昨日は産経らくご入会の理由の一つでもある、神田連雀亭昼席の配信もあった。
なにも義務的に全部取り上げるつもりはないが、こちらの配信もよかったので明日に。
配信は、明らかに生の高座と見方が違う。
仕事しながらすごくぼんやり聴いている。楽屋仕事に余念のない前座の捨て耳のごとく。
そしてよかったら、あとでもう少しちゃんと聴き返す。
にも関わらず、意外と生の高座と楽しみ方が近い。
テレビと違い、編集してないからだと思う。
そして、カメラは固定の1台のみ。寄ったりしない。
堀井憲一郎氏は、テレビの落語観てると酔うそうで。絶対に現場ではあり得ない視点が混ざってくるから。
だから、そんなところに落語の本質はないのだと続く。
私はテレビの落語好きなので、特に気にしていない。
だが配信はテレビより、ずっと現場に近い。これは新たな発見。
昨日の続き。
遊方師の「戦え!サンダーマン」は、東京に持ってくるのも容易そう。昇輔さんとかやりそうなんだが。

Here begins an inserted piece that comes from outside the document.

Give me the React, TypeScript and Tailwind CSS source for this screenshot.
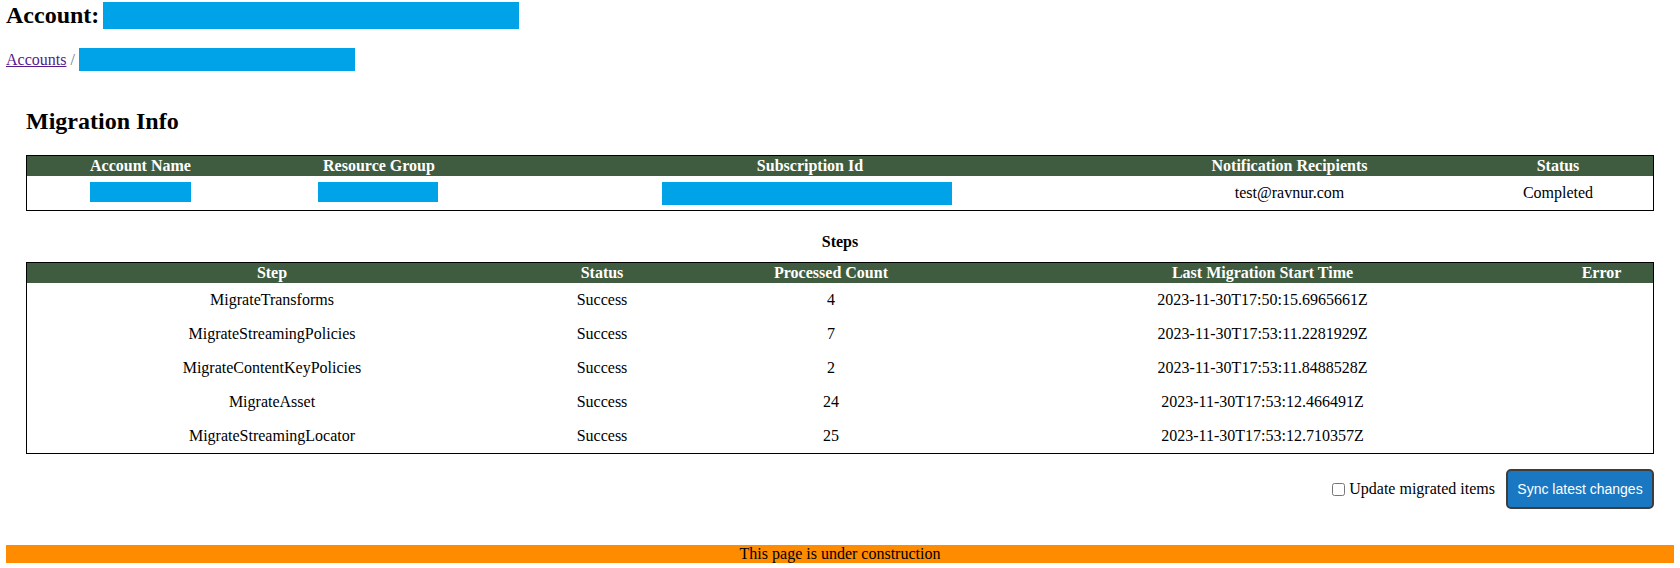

とはいえ劇中ショーが当然標準語のところ、芝居を離れた部分が関西弁になる構造は、上方新作ならではだ。
私は上方新作は、文枝師の影響で東京より飛躍の度合いが薄いと認識している。だが、この噺は飛躍満載。
手配犯がステージに躍り込んできたのに、子どもの夢を優先し、この犯人に悪役をやらせようとする無茶苦茶な関係者。
実に楽しい。
サンダーマンは三田(さんだ)出身だそうだ。
もちろん、子供の命がかかっているのである。ふざけた噺が客の気持ちに沿わないことだってありそうだ。
これは、シャレがわかるかどうかとは、意外と別次元。
だが、この部分のケアが上手い。
子供を連れてきたお母さんの中に、現実とショーとが区別できない人がいる。
このお母さんがすべての設定を落語の客に受け入れさせてしまう。
客席を巻き込んで声を掛けさせるとか、最近流行りの要素も多い。
遊方師、全力でこのファンキーな噺を演じ、最後はもうヘロヘロ。
犯人を逮捕する際、口が回っていない。
お疲れさまでした。
トリは笑福亭岐代松師。61歳。
松鶴の下のほうの弟子。どんな人かはよく知らない。
この元気寄席のトップに出ていた笑金さんは、この師匠に影響を受けているのだろうか?
タメにタメて繰り出す話芸がよく似ている。
タメてるわりには、わりと能弁でもある不思議な口調の岐代松師。
稽古するとつまらなくなりそうな噺なので、入念な稽古をしてる感じではない。アドリブに強いのだろうか?
すべて想像の域を出ないのだが、とにかくたまらなく面白い。
フルでやると50分だと言う。25分なので途中までやりますとのこと。
結局、十三から阪急神戸線に乗り、西宮北口に着いたところでタイムアップ。
昨日、この高座を漫談と書いた。
いや、ガーコンを漫談に分類するならこの「新開地への道」も確かに漫談だと思う。でも再度聴いたら、とても普通の落語っぽくもあり。
会話が多いためである。
十三の家を出る際に、おかみさんと交わす会話がたっぷり。
そして、帰りは飲んでくると伝えるにあたり、メタ的に笑金さんがセリフ付きで登場する。
でも、ストーリーはなんにもなくて、やっぱりその点漫談ぽい。
不思議な一席。はっきりしているのはこれもまた「話術」だということだ。
ないストーリーをあえて言うと、十三在住の岐代松師が、喜楽館のある新開地まで阪急電車に乗るという、ただそれだけ。
間で止まる各駅につき、師匠自身が経験したエピソードが入る。
米朝の住んでいた武庫之荘とか。
では、エピソードのために便宜上ストーリーのある、地噺なのか?
地噺といえばそうなのだが、感覚的には違う気がする。
喋り方に加え、ここぞというシーンで謎のポーズ付きで言葉を送り出す。
両手を斜め方向に突き出して。
一つが「関東炊き」(かんとだき)、もう一つが「にしきた」。
なんだこりゃ。
横浜にぎわい座の上方落語の会で出したら、かなりウケそう。
いつか大阪・神戸で遭遇したい楽しい師匠であった。